Un héritage non exploité par tous

Jerry Rawlings a laissé à ses concitoyens, voire à l’Afrique entière, un esprit, un type de gestion du pays, d’une exceptionnelle qualité, qui marche très bien, au Ghana particulièrement et dans quelques autres pays africains, mais qui ne fonctionne dans aucun des pays africains subsahariens, anciennement esclavagisés, colonisés et aujourd’hui encore néo-colonisés par la France.

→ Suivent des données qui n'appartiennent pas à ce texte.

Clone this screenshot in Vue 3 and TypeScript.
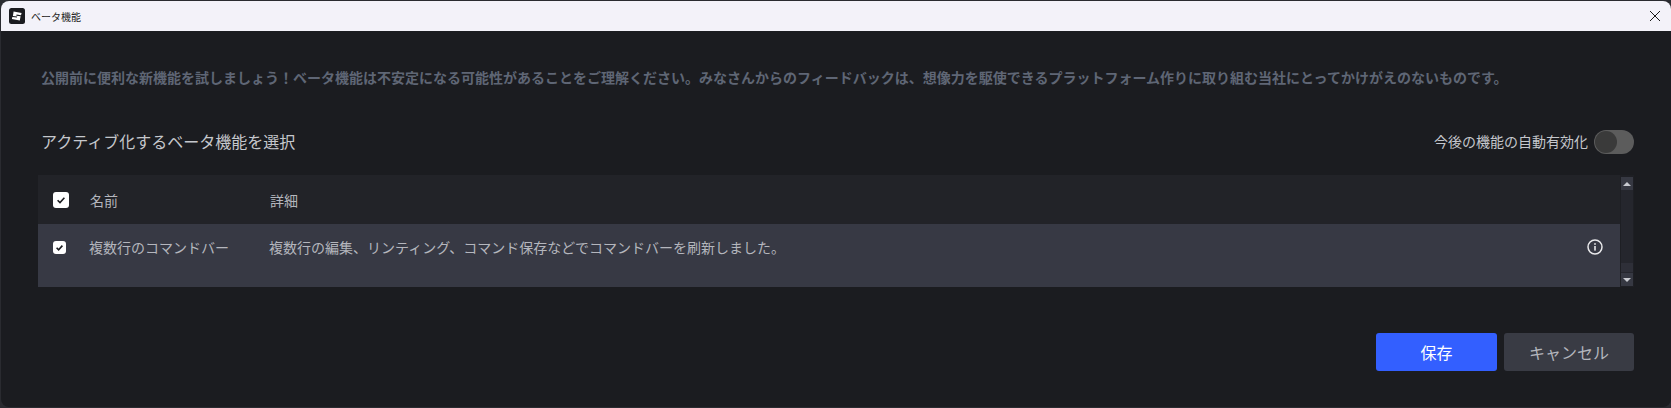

En effet, dans ces pays ayant en commun l’usage du Franc cfa, la gabegie, les forfaitures, les malversations, l’impunité des dirigeants voleurs et corrompus, demeurent les choses les mieux partagées,  exactement comme au Ghana de la fin des années 70. Le niveau de pourriture du Ghana avait, lui, poussé Jerry Rawlings à changer l’histoire de ce pays, avec des méthodes qu’il est inutile de rappeler de nouveau. Les dirigeants des ex-colonies françaises, eux, n’y pensent même pas ou lorsqu’ils y pensent, en sont incapables parce qu’ayant les mains liées, parce qu’étant là, essentiellement au service des intérêts de la France. Pas étonnant donc que plus de 60 ans après leurs ‘’indépendances’’, aucun pays africain francophone, au sud du Sahara, n’ait toujours pas atteint le stade minimum de pays émergent, malgré leurs énormes ressources naturelles. Disons donc les choses comme elles doivent être dites : Pour créer toutes les conditions indispensables à leurs émergences, les pays tels que la Côte d’Ivoire, le Sénégal, le Mali, le Niger, le Tchad, la République Centrafricaine, le Gabon et surtout le Cameroun, etc. ont indiscutablement besoin à leurs têtes des ‘’Jerry Rawlings’’ ou des ‘’Thomas Sankara’’. Imaginons un seul instant une multitude de ‘’Jerry Rawlings’’ à la tête de ces pays… Assurément, de nombreuses choses seraient remises à l’endroit et sans doute, il n’y aurait plus aucun désordre visible dans les marches de ces pays, aussi bien dans les cercles des décideurs que dans les actions des partis d’oppositions, y compris dans celles des opposants de caniveaux.